If we assume this to be true, we start answering most of the discrepancies between the various theories. Behaviorologists say humans suffer from an extrapolation bias, suggesting that we can’t see the future and we judge the past and present to estimate the future. This is why when we are on the efficient side of the market mountain, we just see efficiency. Simply putting it, we just see positivity when we are on a rising trend. When markets are inefficient or say falling, we just look down and are unable to see the bottom of impending order. This extrapolation bias also explains why humans underreact or overreact. When we cannot see the top of the market mountain, we cannot judge how far the high is, this is why we underreact. And when we are on the declining face, we just can’t seem to place the low and we tend to overreact.

Behaviorologists call it momentum and reversal dichotomy as they don’t see the market mountain. We can explain every other behavioral human error of loss aversion, disposition, ambiguity, validity, representativeness, winner’s curse, gambler’s fallacy, heuristics, framing, risk-return distortion, over and under confidence, hope and anxiety, optimism and pessimism, if we continue to look at the market as a two-dimensional triangular pattern, a face-up and down, a low- high – low, a cycle. One can see how the errors start getting polarized along the positive and negative slope, the order being the positive and flip side of the negative uncertain chaos.

The triangle also explains why behaviorologists see the fundamentalist’s conservatism in earning predictions as the reason positive surprises tend to be followed by further positive surprises. The unanticipated surprise is the hallmark of overconfidence, a positive slope characteristic of the cycle. The three-phased glitter and stock selections linked to excess volume, recent news, and extreme price reaction is another up-cycle character. The unending debate of the Fama and French three-factor model, one side talking about efficiency and the other side challenging it are also on different slopes of the same triangular cycle. Psychologists say fundamentalists select stocks like bonds, “good stocks are stocks of good companies”. The reason they follow thumb rules and extrapolation is that the ongoing polarity of the up cycles makes them comfortable and complacent. This is why a high degree of sentiment interest is followed by subsequent low returns. The turn down catches a majority by surprise. This is why psychologists compare option traders to farmers, taking more risk with cash crops after planting sustenance crops and hedging the downside. It’s our way to take more risk, inefficient risk when we feel hedged.

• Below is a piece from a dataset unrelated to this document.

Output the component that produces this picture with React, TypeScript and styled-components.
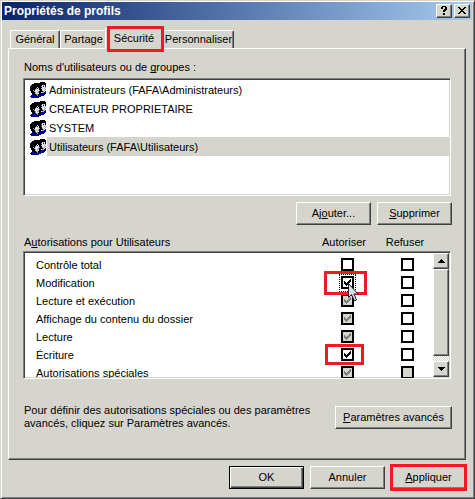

This is the reason we always misprice options.

The same triangle can explain why buybacks happen more at market lows and cause under reaction compared to overreaction, meaning though buybacks end up performing better, they get less attention from investors, investors underreact. Possession and dispossession of dividends also lead to overreaction and underreaction. When investors feel they own a dividend, they tend to overreact and take more risk and vice versa. The behavioral criticism that humans are naive trend-watchers is because humans don’t understand cyclicality. It is this same lack of understanding of cyclicality why past performance fails.

The holistic pattern can also explain why prices will always keep oscillating between efficiency and inefficiency? Why riskless pair trading is done on the price will never be riskless? Why long-short funds playing on price are not hedged like LTCM thought and can fail? Why there will always be psychologists writing ‘trading is hazardous to your health’? Why the existence of markets is linked with our inability to see the triangle? Why flipping coins can explain randomness, order, efficiency, and inefficiency? Why there will always be a conflict and challenge to earn profits in economics? Why capitalism will always be driven by the crisis? Why correlations are cyclical like the performance? Why behavioral strategies have more tests to pass? Why saving for tomorrow is a hindsight bias? Why we save when we should invest, and why we invest when we should save? Why Mandelbrot and Taleb work together, though one is the father of mathematical order and the other claims to be the philosopher of randomness? Why ordered fractals are very close to chaotic randomness? Why the Nobel Prize-winning prospect theory is about ownership and disposition that blinds humans against cyclicality? Why Prechter-Parker’s Financial-Economic dichotomy in social behavior dynamics is not the new model of finance, but the other face of the mountain? Why demand sensitivity to price can rise and fall? Why we can make money in markets through physics, mathematics, history, psychology, and so on? Why access to information and belief in it is triangular?

The two-faced cycle links everything. We are not trying to simplify 200 years of market knowledge. It was always like this, simple. Psychologists are as biased as everybody else, even if they claim to be otherwise. Time contrarianism is not for everyone, as the preordained harmony kills all the beautiful stories.